Minha última lembrança de Colmar foi um beco, um acordeão e uma canção, acho que era do Jacques Dutronc, cuja letra  dizia assim: "Les temps sont flous, les gens sont fous  // Ils sont la comme des toutous de Paris a Tombouctou // Quand il s'agit de faire joujou avec des v-new(?)
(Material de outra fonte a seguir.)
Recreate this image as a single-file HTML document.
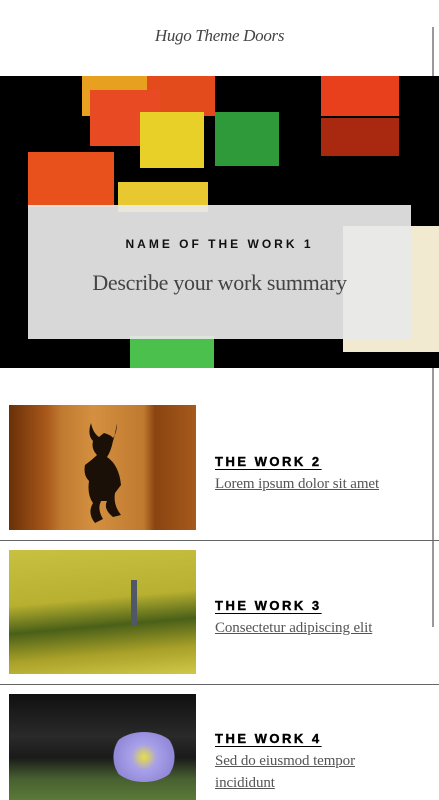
<!DOCTYPE html>
<html><head><meta charset="utf-8"><style>
*{margin:0;padding:0;box-sizing:border-box}
body{width:439px;height:800px;overflow:hidden;background:#fff;position:relative;font-family:"Liberation Serif",serif}
.abs{position:absolute}
.h{top:26px;left:0;width:439px;text-align:center;font-style:italic;font-size:17px;color:#444;letter-spacing:-0.3px}
.sb{left:432px;top:27px;width:2px;height:600px;background:#999}
.hero{left:0;top:76px;width:439px;height:292px;background:#000;overflow:hidden}
.l{position:absolute}
.ov{left:28px;top:205px;width:383px;height:134px;background:rgba(232,232,232,.93);text-align:center}
.t1{font-family:"Liberation Sans",sans-serif;font-weight:bold;font-size:12px;letter-spacing:3px;margin-top:32px;color:#111}
.s1{font-size:22px;color:#444;margin-top:19px;letter-spacing:-0.3px}
.img{left:9px;width:187px;overflow:hidden}
.line{left:0;width:439px;height:1px;background:#666}
.tt{left:215px;font-family:"Liberation Sans",sans-serif;font-weight:900;font-size:13px;letter-spacing:2.5px;color:#000;text-decoration:underline;text-underline-offset:3px;-webkit-text-stroke:0.4px #000}
.st{left:215px;font-size:15px;color:#555;text-decoration:underline;line-height:22px;width:200px;letter-spacing:-0.1px}
</style></head><body>
<div class="abs h">Hugo Theme Doors</div>
<div class="abs sb"></div>
<div class="abs hero">
<div class="l" style="left:82px;top:0;width:65px;height:40px;background:#e8a020"></div>
<div class="l" style="left:147px;top:0;width:68px;height:40px;background:#e34a1c"></div>
<div class="l" style="left:90px;top:14px;width:70px;height:56px;background:#e84a24"></div>
<div class="l" style="left:140px;top:36px;width:64px;height:56px;background:#e8d028"></div>
<div class="l" style="left:215px;top:36px;width:64px;height:54px;background:#2f9a3a"></div>
<div class="l" style="left:321px;top:0;width:78px;height:40px;background:#e8401c"></div>
<div class="l" style="left:321px;top:42px;width:78px;height:38px;background:#a82810"></div>
<div class="l" style="left:28px;top:76px;width:86px;height:55px;background:#e8501c"></div>
<div class="l" style="left:118px;top:106px;width:90px;height:30px;background:#e8c830"></div>
<div class="l" style="left:130px;top:260px;width:84px;height:32px;background:#4cc04c"></div>
<div class="l" style="left:343px;top:150px;width:96px;height:126px;background:#f2ead0"></div>
</div>
<div class="abs ov"><div class="t1">NAME OF THE WORK 1</div><div class="s1">Describe your work summary</div></div>

<div class="abs img" style="top:405px;height:125px;background:linear-gradient(90deg,#6a3008 0%,#a8581a 20%,#c07a30 28%,#d49040 45%,#c07a30 72%,#8a4410 78%,#a65a1c 100%)">
<svg width="187" height="125" style="position:absolute;left:0;top:0"><path d="M82 18 Q84 28 90 32 L95 28 Q102 30 104 33 Q108 28 108 18 Q106 30 104 36 Q102 46 98 52 Q110 60 112 80 L106 88 Q104 100 112 110 L104 112 Q94 104 98 96 L92 96 Q88 104 94 114 L86 118 Q78 108 84 98 Q78 90 80 76 Q74 70 76 60 Q84 54 88 50 Q82 44 84 36 Q78 30 82 18Z" fill="#1a1008"/></svg>
</div>
<div class="abs tt" style="top:454px">THE WORK 2</div>
<div class="abs st" style="top:473px">Lorem ipsum dolor sit amet</div>
<div class="abs line" style="top:540px"></div>

<div class="abs img" style="top:550px;height:124px;background:linear-gradient(175deg,#c8c040 0%,#b8b030 40%,#4a6018 60%,#a8a028 80%,#d0c848 100%)">
<div class="l" style="left:122px;top:30px;width:6px;height:45px;background:#505868"></div>
</div>
<div class="abs tt" style="top:598px">THE WORK 3</div>
<div class="abs st" style="top:617px">Consectetur adipiscing elit</div>
<div class="abs line" style="top:684px"></div>

<div class="abs img" style="top:694px;height:106px;background:linear-gradient(180deg,#101010 0%,#2a2a2a 40%,#1a1a1a 60%,#486030 80%,#5a7a38 100%)">
<div class="l" style="left:100px;top:38px;width:70px;height:50px;border-radius:50%;background:radial-gradient(circle,#e8e040 0%,#a8a0e8 30%,#9088d8 70%,transparent 72%)"></div>
</div>
<div class="abs tt" style="top:731px">THE WORK 4</div>
<div class="abs st" style="top:750px">Sed do eiusmod tempor incididunt</div>
</body></html>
Segunda trama paralela: os usos ditos pacíficos da energia nuclear... Bielorussia. Estatísticas oficiais admitem pelo menos 200 mil pessoas contaminadas, seis anos após o acidente de Chernobyl


Agora, nos habituaremos a conviver com um novo quadro mental, o retrato das crianças de Chernobyl com a moldura da pós-modernidade: pele coberta por eczemas, pruridos, cabeças sem cabelos, feridas pelo corpo todo, escondidas, é claro, que ninguém gosta de exibir a lepra, radioativa. E este terror ambulante fez Chirac empreender a fuga, atacando os críticos e adversários de testes nucleares: - Estas reações contra a França são histéricas, a verdade ... é que os testes nucleares não oferecem perigo!... 

A verdade...

Charlie Ching em Nova York, 1987: - Temos indicadores, de que no Taiti há milhares de pessoas contaminadas pela radioatividade. Papete, setembro de 1995: líder do movimento separatista confirma a morte de 1.200 taitianos por câncer linfático.

Pounaouia, 1899. 
Da mata exuberante que dá para a praia,  vêm caminhando duas jovens, formosas, daquelas que habitam o imaginário exótico masculino e que atraíram Marlon Brando para uma ilha vizinha. São de uma beleza selvagem, bárbara. Talvez tenham inspirado Gauguin a pendurar aquela plaqueta no pequeno estúdio da Rue Vergintorix, em Paris, onde expôs, em 1894, suas primeiras cinqüenta telas sobre o Taiti: "Te Faruru" (= Aqui se faz amor!). Mas o  rosto delas expressa aquela melancolia de todas as nativas: os olhos desviados ligeiramente para algum lado, fitando um ponto no infinito, os pensamentos "descolados" do presente... Oferecem seus "Seios com flores vermelhas" (tela de 1899) com desprendimento, espécie de última dádiva ao invasor, antes que... 


Então Gauguin decide colocar na vitrine seu quadro definitivo, o daquela mulher estendida sobre um divã à imagem da gata, felina, de pele eriçada, ardendo, esperando o toque, mas em vão:  "Nevermore O. Tahiti", Gauguin fica em Paris, para nunca mais voltar.